## Start
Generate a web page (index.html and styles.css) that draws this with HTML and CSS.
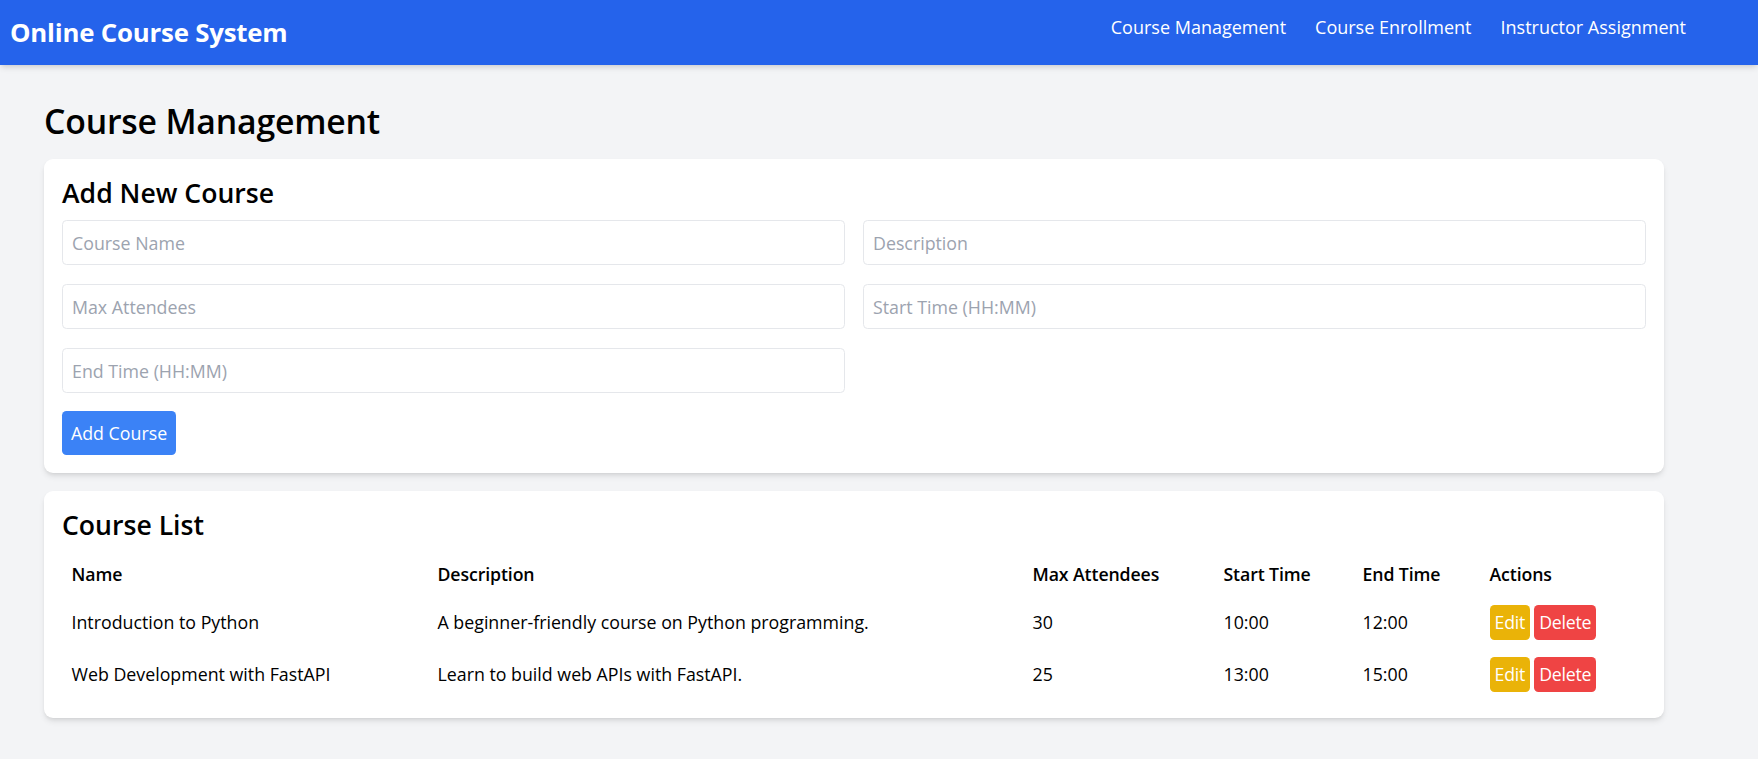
FILE: index.html
```html
<!DOCTYPE html>
<html lang="en">
<head>
<meta charset="utf-8">
<title>Online Course System</title>
<link rel="stylesheet" href="styles.css">
</head>
<body>
<header class="topbar">
  <div class="brand">Online Course System</div>
  <nav class="nav">
    <a class="nav-link" href="#">Course Management</a>
    <a class="nav-link" href="#">Course Enrollment</a>
    <a class="nav-link" href="#">Instructor Assignment</a>
  </nav>
</header>
<main class="page">
  <h1 class="page-title">Course Management</h1>

  <section class="card">
    <h2 class="card-title">Add New Course</h2>
    <form class="course-form">
      <div class="form-grid">
        <input class="field" type="text" placeholder="Course Name">
        <input class="field" type="text" placeholder="Description">
        <input class="field" type="text" placeholder="Max Attendees">
        <input class="field" type="text" placeholder="Start Time (HH:MM)">
        <input class="field" type="text" placeholder="End Time (HH:MM)">
      </div>
      <button class="btn btn-primary" type="button">Add Course</button>
    </form>
  </section>

  <section class="card">
    <h2 class="card-title">Course List</h2>
    <table class="course-table">
      <thead>
        <tr>
          <th class="col-name">Name</th>
          <th class="col-desc">Description</th>
          <th class="col-max">Max Attendees</th>
          <th class="col-start">Start Time</th>
          <th class="col-end">End Time</th>
          <th class="col-actions">Actions</th>
        </tr>
      </thead>
      <tbody>
        <tr>
          <td>Introduction to Python</td>
          <td>A beginner-friendly course on Python programming.</td>
          <td>30</td>
          <td>10:00</td>
          <td>12:00</td>
          <td><div class="actions"><button class="btn-sm btn-edit" type="button">Edit</button><button class="btn-sm btn-delete" type="button">Delete</button></div></td>
        </tr>
        <tr>
          <td>Web Development with FastAPI</td>
          <td>Learn to build web APIs with FastAPI.</td>
          <td>25</td>
          <td>13:00</td>
          <td>15:00</td>
          <td><div class="actions"><button class="btn-sm btn-edit" type="button">Edit</button><button class="btn-sm btn-delete" type="button">Delete</button></div></td>
        </tr>
      </tbody>
    </table>
  </section>
</main>
</body>
</html>
```

FILE: styles.css
```css
* {
  box-sizing: border-box;
}

html, body {
  margin: 0;
  padding: 0;
}

body {
  background: #f3f4f6;
  color: #000;
  font-family: "Open Sans", "Noto Sans", sans-serif;
  font-size: 18px;
  line-height: 27px;
}

.topbar {
  display: flex;
  justify-content: space-between;
  align-items: flex-start;
  height: 65px;
  padding: 14px 72px 0 10px;
  background: #2563eb;
  color: #fff;
  box-shadow: 0 4px 6px -1px rgba(0, 0, 0, 0.1), 0 2px 4px -2px rgba(0, 0, 0, 0.1);
  position: relative;
  z-index: 1;
}

.brand {
  font-size: 25.8px;
  line-height: 36px;
  font-weight: 700;
  letter-spacing: -0.2px;
}

.nav {
  display: flex;
  gap: 29px;
}

.nav-link {
  color: #fff;
  text-decoration: none;
  font-size: 18px;
  line-height: 27px;
}

.page {
  padding: 36px 94px 24px 44px;
}

.page-title {
  margin: 0 0 18px 0;
  font-size: 33.8px;
  line-height: 40px;
  font-weight: 600;
  letter-spacing: -0.2px;
}

.card {
  background: #fff;
  border-radius: 9px;
  padding: 18px;
  margin-bottom: 18px;
  box-shadow: 0 4px 6px -1px rgba(0, 0, 0, 0.1), 0 2px 4px -2px rgba(0, 0, 0, 0.1);
}

.card-title {
  margin: 0 0 11px 0;
  font-size: 26.6px;
  line-height: 32px;
  font-weight: 600;
}

.form-grid {
  display: grid;
  grid-template-columns: 1fr 1fr;
  column-gap: 18px;
  row-gap: 19px;
}

.field {
  display: block;
  width: 100%;
  height: 45px;
  margin: 0;
  padding: 0 9px;
  border: 1px solid #e5e7eb;
  border-radius: 4.5px;
  font-family: inherit;
  font-size: 17.8px;
  color: #111827;
  background: #fff;
  outline: none;
}

.field::placeholder {
  color: #9ca3af;
}

.btn {
  display: inline-block;
  margin-top: 18px;
  border: none;
  font-family: inherit;
  cursor: pointer;
}

.btn-primary {
  height: 44px;
  padding: 0 9px;
  border-radius: 4.5px;
  background: #3b82f6;
  color: #fff;
  font-size: 17.8px;
  line-height: 44px;
}

.course-table {
  width: 100%;
  border-collapse: collapse;
  table-layout: fixed;
}

.course-table th {
  text-align: left;
  font-weight: 600;
  font-size: 17.7px;
  line-height: 27px;
  padding: 8.5px 9.5px;
  letter-spacing: -0.1px;
}

.course-table td {
  text-align: left;
  font-size: 17.8px;
  line-height: 27px;
  padding: 8.5px 9.5px;
  vertical-align: middle;
}

.col-name { width: 366px; }
.col-desc { width: 595px; }
.col-max { width: 191px; }
.col-start { width: 139px; }
.col-end { width: 127px; }
.col-actions { width: 166px; }

.actions {
  display: flex;
  gap: 4px;
}

.btn-sm {
  height: 35px;
  padding: 0 5px;
  border: none;
  border-radius: 4.5px;
  color: #fff;
  font-family: inherit;
  font-size: 17.7px;
  line-height: 35px;
  letter-spacing: -0.2px;
  cursor: pointer;
}

.btn-edit {
  background: #eab308;
}

.btn-delete {
  background: #ef4444;
}
```
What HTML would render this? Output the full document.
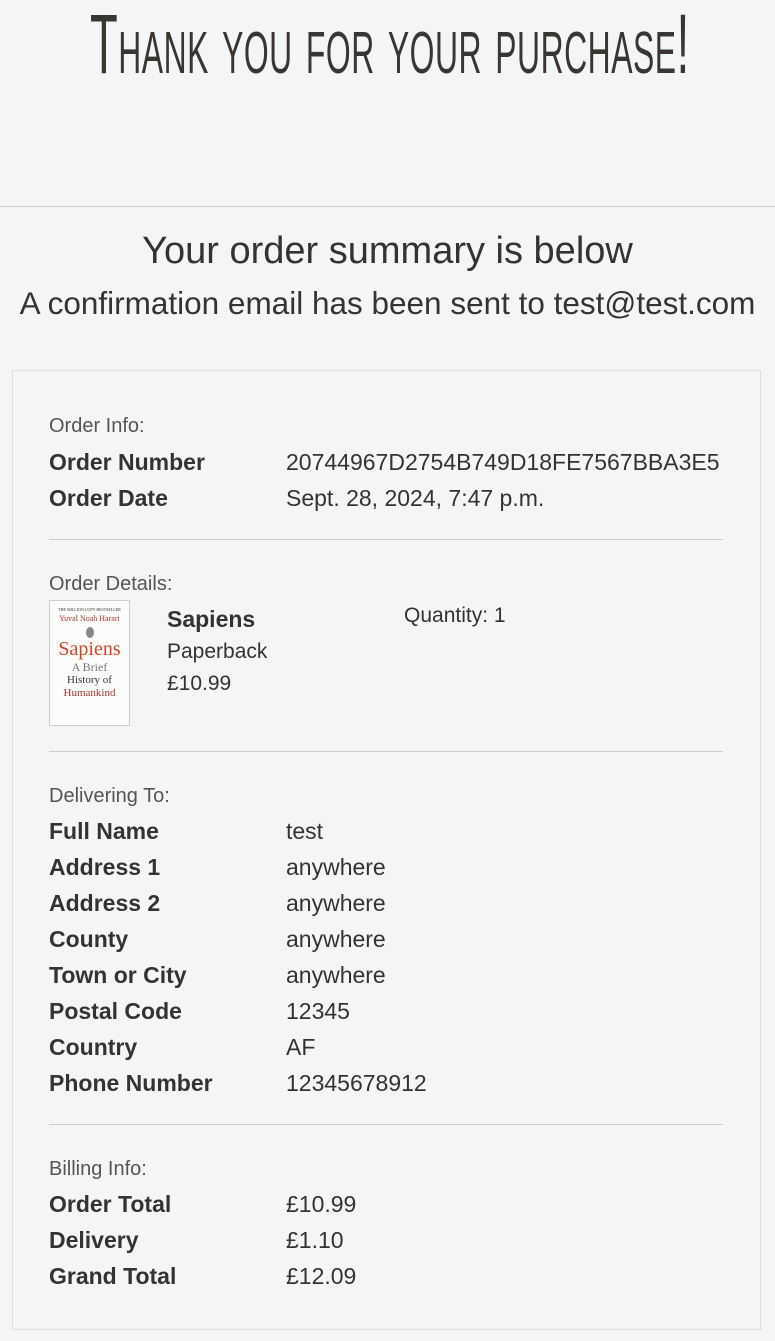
<!DOCTYPE html>
<html><head><meta charset="utf-8"><style>
body{margin:0;background:#f4f6f6;color:#333;font-family:"Liberation Sans","DejaVu Sans",sans-serif;width:775px;height:1341px;overflow:hidden;position:relative}
.t{position:absolute;top:-4px;left:90px;font-size:84px;font-variant:small-caps;letter-spacing:1px;color:#383632;transform:scaleX(0.54);transform-origin:0 0;white-space:nowrap;font-family:"Liberation Sans Narrow","Liberation Sans",sans-serif}
.hr0{position:absolute;top:206px;left:0;width:775px;border-top:1px solid #ccc}
.h2{position:absolute;top:230px;width:775px;text-align:center;font-size:38px;white-space:nowrap}
.h3{position:absolute;top:285px;width:775px;text-align:center;font-size:31.5px;white-space:nowrap}
.card{position:absolute;left:12px;top:370px;width:747px;height:958px;border:1px solid #ddd}
.a{position:absolute;font-size:23px;white-space:nowrap}
.b{font-weight:bold}
.s{font-size:20px;color:#555}
.ln{position:absolute;left:49px;width:674px;border-top:1px solid #ccc}
.book{position:absolute;left:49px;top:600px;width:81px;height:126px;border:1px solid #ccc;background:#fcfcfa;font-family:"Liberation Serif",serif;text-align:center;box-sizing:border-box}
</style></head><body>
<div class="t">Thank you for your purchase!</div>
<div class="hr0"></div>
<div class="h2">Your order summary is below</div>
<div class="h3">A confirmation email has been sent to test@test.com</div>
<div class="card"></div>
<div class="a s" style="left:49px;top:415px">Order Info:</div>
<div class="a b" style="left:49px;top:449px">Order Number</div><div class="a" style="left:286px;top:449px">20744967D2754B749D18FE7567BBA3E5</div>
<div class="a b" style="left:49px;top:485px">Order Date</div><div class="a" style="left:286px;top:485px">Sept. 28, 2024, 7:47 p.m.</div>
<div class="ln" style="top:539px"></div>
<div class="a s" style="left:49px;top:573px">Order Details:</div>
<div class="book"><div style="font-size:4px;margin-top:6px">THE MILLION COPY BESTSELLER</div><div style="font-size:8px;color:#a33;margin-top:2px">Yuval Noah Harari</div><div style="width:8px;height:11px;border-radius:50%;background:#888;margin:4px auto 0"></div><div style="font-size:20px;color:#d0452a;line-height:22px">Sapiens</div><div style="font-size:12px;color:#777;line-height:14px">A Brief</div><div style="font-size:11px;line-height:13px">History of</div><div style="font-size:11px;color:#a33;line-height:13px">Humankind</div></div>
<div class="a b" style="left:167px;top:606px">Sapiens</div>
<div class="a" style="left:167px;top:640px;font-size:21px">Paperback</div>
<div class="a" style="left:167px;top:672px;font-size:21px">£10.99</div>
<div class="a" style="left:404px;top:604px;font-size:21px">Quantity: 1</div>
<div class="ln" style="top:751px"></div>
<div class="a s" style="left:49px;top:785px">Delivering To:</div>
<div class="a b" style="left:49px;top:818px">Full Name</div><div class="a" style="left:286px;top:818px">test</div>
<div class="a b" style="left:49px;top:854px">Address 1</div><div class="a" style="left:286px;top:854px">anywhere</div>
<div class="a b" style="left:49px;top:890px">Address 2</div><div class="a" style="left:286px;top:890px">anywhere</div>
<div class="a b" style="left:49px;top:926px">County</div><div class="a" style="left:286px;top:926px">anywhere</div>
<div class="a b" style="left:49px;top:962px">Town or City</div><div class="a" style="left:286px;top:962px">anywhere</div>
<div class="a b" style="left:49px;top:998px">Postal Code</div><div class="a" style="left:286px;top:998px">12345</div>
<div class="a b" style="left:49px;top:1034px">Country</div><div class="a" style="left:286px;top:1034px">AF</div>
<div class="a b" style="left:49px;top:1070px">Phone Number</div><div class="a" style="left:286px;top:1070px">12345678912</div>
<div class="ln" style="top:1124px"></div>
<div class="a s" style="left:49px;top:1158px">Billing Info:</div>
<div class="a b" style="left:49px;top:1191px">Order Total</div><div class="a" style="left:286px;top:1191px">£10.99</div>
<div class="a b" style="left:49px;top:1227px">Delivery</div><div class="a" style="left:286px;top:1227px">£1.10</div>
<div class="a b" style="left:49px;top:1263px">Grand Total</div><div class="a" style="left:286px;top:1263px">£12.09</div>
</body></html>
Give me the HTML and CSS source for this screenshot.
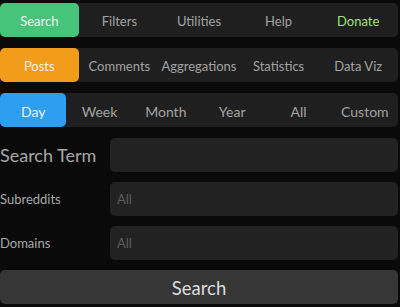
FILE: index.html
```html
<!DOCTYPE html>
<html>
<head>
    <title>Search</title>
    <link rel="stylesheet" href="styles.css">
</head>
<body>
    <div class="container">
        <div class="tabs five">
            <div class="tab active green">Search</div>
            <div class="tab">Filters</div>
            <div class="tab">Utilities</div>
            <div class="tab">Help</div>
            <div class="tab donate">Donate</div>
        </div>
        <div class="tabs five">
            <div class="tab active orange">Posts</div>
            <div class="tab">Comments</div>
            <div class="tab">Aggregations</div>
            <div class="tab">Statistics</div>
            <div class="tab">Data Viz</div>
        </div>
        <div class="tabs six">
            <div class="tab active blue">Day</div>
            <div class="tab">Week</div>
            <div class="tab">Month</div>
            <div class="tab">Year</div>
            <div class="tab">All</div>
            <div class="tab">Custom</div>
        </div>

        <div class="field first">
            <label class="big" for="term">Search Term</label>
            <input type="text" id="term">
        </div>
        <div class="field">
            <label for="subs">Subreddits</label>
            <input type="text" id="subs" placeholder="All">
        </div>
        <div class="field">
            <label for="domains">Domains</label>
            <input type="text" id="domains" placeholder="All">
        </div>
        <button class="submit">Search</button>
    </div>
</body>
</html>
```

FILE: styles.css
```css
body {
    margin: 0;
    background-color: #0a0a0a;
    font-family: Lato, "Liberation Sans", sans-serif;
}
.container {
    width: 398px;
    padding-top: 3px;
}
.tabs {
    display: grid;
    height: 34px;
    margin-bottom: 11px;
    background-color: #1f1f1f;
    border-radius: 5px;
}
.tabs.five {
    grid-template-columns: repeat(5, 1fr);
}
.tabs.six {
    grid-template-columns: repeat(6, 1fr);
}
.tab {
    display: flex;
    align-items: center;
    justify-content: center;
    padding-top: 1px;
    font-size: 13px;
    color: #a3a3a3;
    border-radius: 5px;
}
.tabs.six .tab {
    font-size: 14px;
    padding-top: 2px;
}
.tabs.five .tab.active {
    margin-right: 1px;
}
.tab.active { color: #f0f0f0; }
.green { background-color: #46c57a; }
.orange { background-color: #f29c1c; }
.blue { background-color: #2d9ff0; }
.donate { color: #9fe07a; }
.field {
    display: flex;
    align-items: center;
    height: 34px;
    margin-bottom: 10px;
}
.field label {
    width: 110px;
    flex-shrink: 0;
    font-size: 13px;
    color: #a8a8a8;
}
.field label.big {
    font-size: 18px;
}
.field input {
    flex: 1;
    height: 34px;
    box-sizing: border-box;
    margin: 0;
    padding: 0 7px;
    border: none;
    border-radius: 5px;
    background-color: #222222;
    color: #ddd;
    font-family: Lato, "Liberation Sans", sans-serif;
    font-size: 13px;
    outline: none;
}
.field input::placeholder {
    color: #5c5c5c;
}
.submit {
    display: block;
    width: 100%;
    height: 34px;
    border: none;
    border-radius: 5px;
    background-color: #363636;
    color: #dcdcdc;
    font-family: Lato, "Liberation Sans", sans-serif;
    font-size: 18.5px;
    padding: 1px 0 0;
}
```
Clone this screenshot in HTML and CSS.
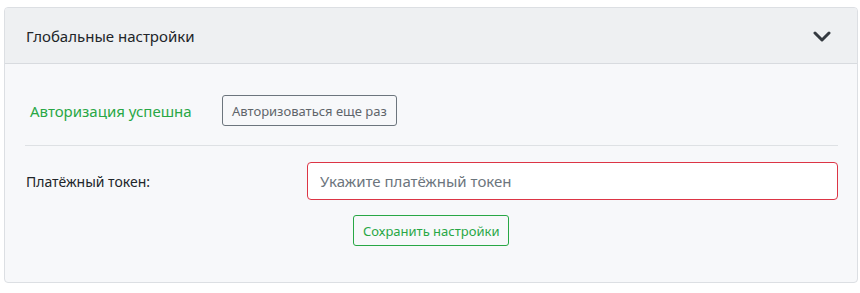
## End
# [The request]
From the records above, pick out and copy each line holding the word "index".

# [Reply]
Generate a web page (index.html and styles.css) that draws this with HTML and CSS.
FILE: index.html
  z-index: 1;
FILE: index.html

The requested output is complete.